Ausmass kaum zu bewältigen

«Du brauchst bloss 500 Meter zu gehen, um mit den weltbesten Spezialisten für jede Technologie ein Gespräch zu führen», sagt er weiter. Aber Schroeter gibt auch zu, dass das schiere Ausmass dessen, was am CERN vor sich geht, manchmal kaum zu bewältigen ist.

«Die Detektoren, die heute gebaut werden, sind von einer fast unendlichen Komplexität. Letztes Jahr wohnte ich einer Präsentation über das Kontrollsystem für den LHC bei – ich hatte bereits nach einer halben Stunde Kopfschmerzen und wir hatten erst etwa 30% der installierten Bestandteile angeschaut», erzählt Schroeter weiter.

swissinfo, Adam Beaumont, Genf
(Übertragung aus dem Englischen: Dieter Kuhn)

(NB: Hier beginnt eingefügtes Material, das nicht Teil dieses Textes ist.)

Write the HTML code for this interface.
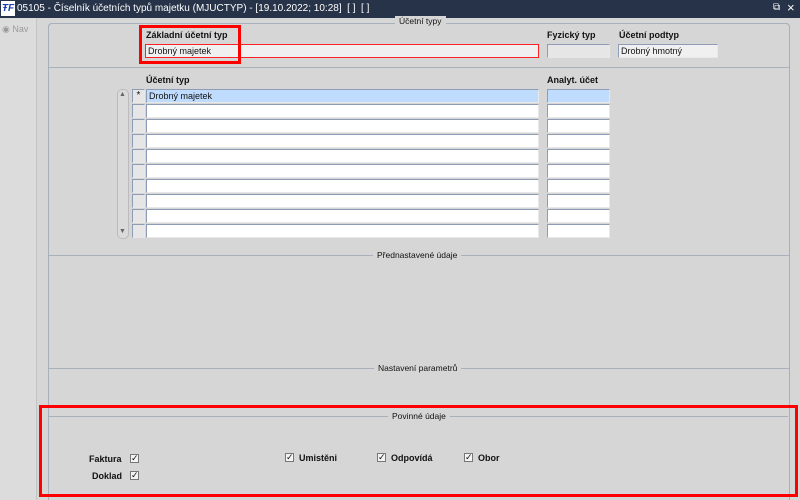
<!DOCTYPE html>
<html style="overflow:hidden;width:800px;height:500px"><head><meta charset="utf-8"><style>
*{box-sizing:border-box;margin:0;padding:0}
body{width:800px;height:500px;background:#d6d6d6;font-family:"Liberation Sans",sans-serif;font-size:9px;color:#111;position:relative;overflow:hidden}
.a{position:absolute}
.tb{left:0;top:0;width:800px;height:18px;background:#263348;color:#fff;font-size:10px;line-height:17px;padding-left:17px}
.hl{height:1px;background:#a8b0bc}
.lbl{font-weight:bold;font-size:9px}
.fld{height:14px;border:1px solid #8e9db5;border-right-color:#e8e8e8;border-bottom-color:#e8e8e8;background:#fff;line-height:12px;padding-left:2px}
.sec{background:#d6d6d6;padding:0 4px;font-size:8.5px;line-height:10px}
.cb{width:9px;height:9px;border:1px solid #777;background:#f4f4f4;font-size:9px;line-height:7px;text-align:center}
.red{border:3px solid #f00}
</style></head><body>
<div class="a tb">05105 - Číselník účetních typů majetku (MJUCTYP) - [19.10.2022; 10:28] &nbsp;[ ] &nbsp;[ ]</div>
<div class="a" style="left:1px;top:1px;width:14px;height:15px;background:#fff;color:#1a3fb0;font-weight:bold;font-style:italic;font-size:10px;line-height:15px;text-align:center">ŦF</div>
<div class="a" style="left:773px;top:2px;color:#fff;font-size:10px">⧉</div>
<div class="a" style="left:787px;top:0;color:#fff;font-size:13px">×</div>
<div class="a" style="left:0;top:18px;width:37px;height:482px;background:#dcdcdc;border-right:1px solid #c4c4c4"></div>
<div class="a" style="left:2px;top:24px;color:#999;font-size:9px">◉ Nav</div>
<div class="a" style="left:48px;top:23px;width:742px;height:485px;border:1px solid #a8b0bc;border-radius:4px"></div>
<div class="a" style="left:48px;top:23px;width:742px;height:45px;border:1px solid #a8b0bc;border-radius:4px 4px 0 0"></div>
<div class="a sec" style="left:395px;top:16px">Účetní typy</div>
<div class="a lbl" style="left:146px;top:30px">Základní účetní typ</div>
<div class="a fld" style="left:145px;top:44px;width:394px;background:#f0f0f0;border:1px solid #f22">Drobný majetek</div>
<div class="a lbl" style="left:547px;top:30px">Fyzický typ</div>
<div class="a fld" style="left:547px;top:44px;width:63px;background:#e6e6e6"></div>
<div class="a lbl" style="left:619px;top:30px">Účetní podtyp</div>
<div class="a fld" style="left:618px;top:44px;width:100px;background:#f0f0f0">Drobný hmotný</div>
<div class="a red" style="left:139px;top:25px;width:102px;height:39px"></div>
<div class="a lbl" style="left:146px;top:75px">Účetní typ</div>
<div class="a lbl" style="left:547px;top:75px">Analyt. účet</div>
<div class="a" style="left:117px;top:89px;width:12px;height:150px;background:#dadada;border:1px solid #bbb;border-radius:5px"></div>
<div class="a" style="left:119px;top:91px;font-size:7px;color:#666">▲</div>
<div class="a" style="left:119px;top:228px;font-size:7px;color:#666">▼</div>
<div id="rows"></div>
<div class="a hl" style="left:48px;top:255px;width:742px"></div>
<div class="a sec" style="left:373px;top:250px">Přednastavené údaje</div>
<div class="a hl" style="left:48px;top:368px;width:742px"></div>
<div class="a sec" style="left:374px;top:363px">Nastavení parametrů</div>
<div class="a hl" style="left:48px;top:416px;width:740px"></div>
<div class="a sec" style="left:388px;top:411px">Povinné údaje</div>
<div class="a lbl" style="left:89px;top:454px">Faktura</div>
<div class="a cb" style="left:130px;top:454px">✓</div>
<div class="a lbl" style="left:92px;top:471px">Doklad</div>
<div class="a cb" style="left:130px;top:471px">✓</div>
<div class="a cb" style="left:285px;top:453px">✓</div><div class="a lbl" style="left:299px;top:453px">Umistěni</div>
<div class="a cb" style="left:377px;top:453px">✓</div><div class="a lbl" style="left:391px;top:453px">Odpovídá</div>
<div class="a cb" style="left:464px;top:453px">✓</div><div class="a lbl" style="left:478px;top:453px">Obor</div>
<div class="a red" style="left:39px;top:405px;width:759px;height:92px"></div>
<script>
var h='';for(var i=0;i<10;i++){var y=89+i*15;var bg=i==0?'#bfdcff':'#fff';
h+='<div class="a fld" style="left:132px;top:'+y+'px;width:13px;background:#e6e6e6;'+(i==0?'text-align:center;padding:0;font-size:10px':'')+'">'+(i==0?'*':'')+'</div>';
h+='<div class="a fld" style="left:146px;top:'+y+'px;width:393px;background:'+bg+'">'+(i==0?'Drobný majetek':'')+'</div>';
h+='<div class="a fld" style="left:547px;top:'+y+'px;width:63px;background:'+bg+'"></div>';}
document.getElementById('rows').innerHTML=h;
</script>
</body></html>
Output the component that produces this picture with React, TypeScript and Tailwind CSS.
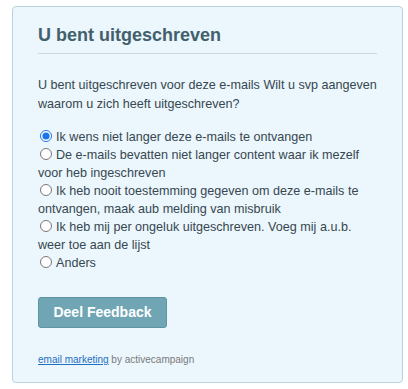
import React from "react";

const options = [
  "Ik wens niet langer deze e-mails te ontvangen",
  "De e-mails bevatten niet langer content waar ik mezelf voor heb ingeschreven",
  "Ik heb nooit toestemming gegeven om deze e-mails te ontvangen, maak aub melding van misbruik",
  "Ik heb mij per ongeluk uitgeschreven. Voeg mij a.u.b. weer toe aan de lijst",
  "Anders",
];

export default function App() {
  return (
    <div className="pt-[6px] pl-[12px] bg-white min-h-[389px]" style={{ fontFamily: '"Liberation Sans", Arial, sans-serif' }}>
      <div className="w-[391px] h-[377px] border border-[#b9d4dd] rounded-[4px] bg-[#ebf6fd] px-[25px] pt-[16px]">
        <h1 className="text-[18px] leading-[24px] font-bold text-[#42606b]">U bent uitgeschreven</h1>
        <div className="mt-[6px] h-px bg-[#cdd9de]" />
        <p className="mt-[22px] text-[12.6px] leading-[19px] text-[#37474f]">
          U bent uitgeschreven voor deze e-mails Wilt u svp aangeven waarom u zich heeft uitgeschreven?
        </p>
        <div className="mt-[14px] text-[12.6px] leading-[18px] text-[#37474f]">
          {options.map((o, i) => (
            <label key={i} className="block">
              <input
                type="radio"
                name="reason"
                defaultChecked={i === 0}
                className="inline-block align-[-1px] w-[12px] h-[12px] ml-[2px] mr-[4px] accent-[#1b74e8]"
              />
              {o}
            </label>
          ))}
        </div>
        <button className="mt-[25px] w-[129px] h-[31px] rounded-[3px] border border-[#5e95a5] bg-[#70a5b4] text-white text-[14px] font-bold">
          Deel Feedback
        </button>
        <div className="mt-[25px] text-[10px] leading-[14px] text-[#7a7a7a]">
          <a href="#" className="text-[#1f6fc2] underline">email marketing</a> by activecampaign
        </div>
      </div>
    </div>
  );
}
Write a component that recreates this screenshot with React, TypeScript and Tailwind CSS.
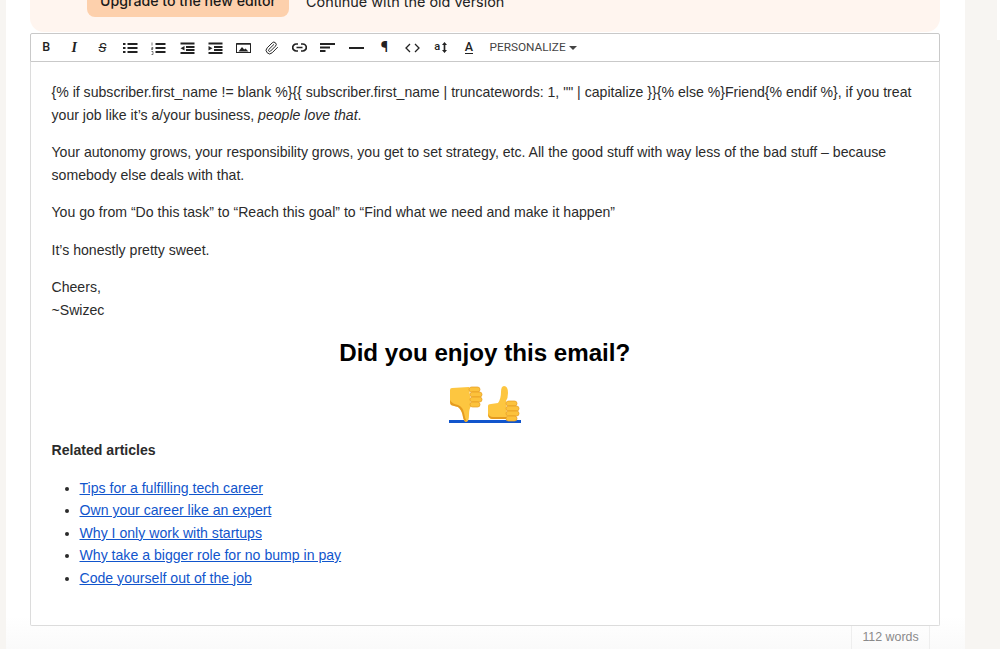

Das CERN wurde 1954 von 12 Staaten gegründet, darunter die Schweiz. Die Zahl der Mitgliedstaaten ist mittlerweile auf 20 angewachsen.
Rund 6500 Forscher – oder etwa die Hälfte aller Teilchenphysiker der Welt – von ungefähr 500 Instituten und Universitäten haben Zugang zum CERN.

Das CERN baut zur Zeit den Large Hadron Collider (LHC), der 2007 als stärkster Teilchenbeschleuniger der Welt den Betrieb aufnehmen soll, und der das Verständnis des Universums von Grund auf verändern könnte.

Auch das World Wide Web begann ursprünglich als CERN-Projekt unter dem Namen Enquire, in die Wege geleitet vom britischen Computerexperten Sir Tim Berners-Lee im Jahr 1989.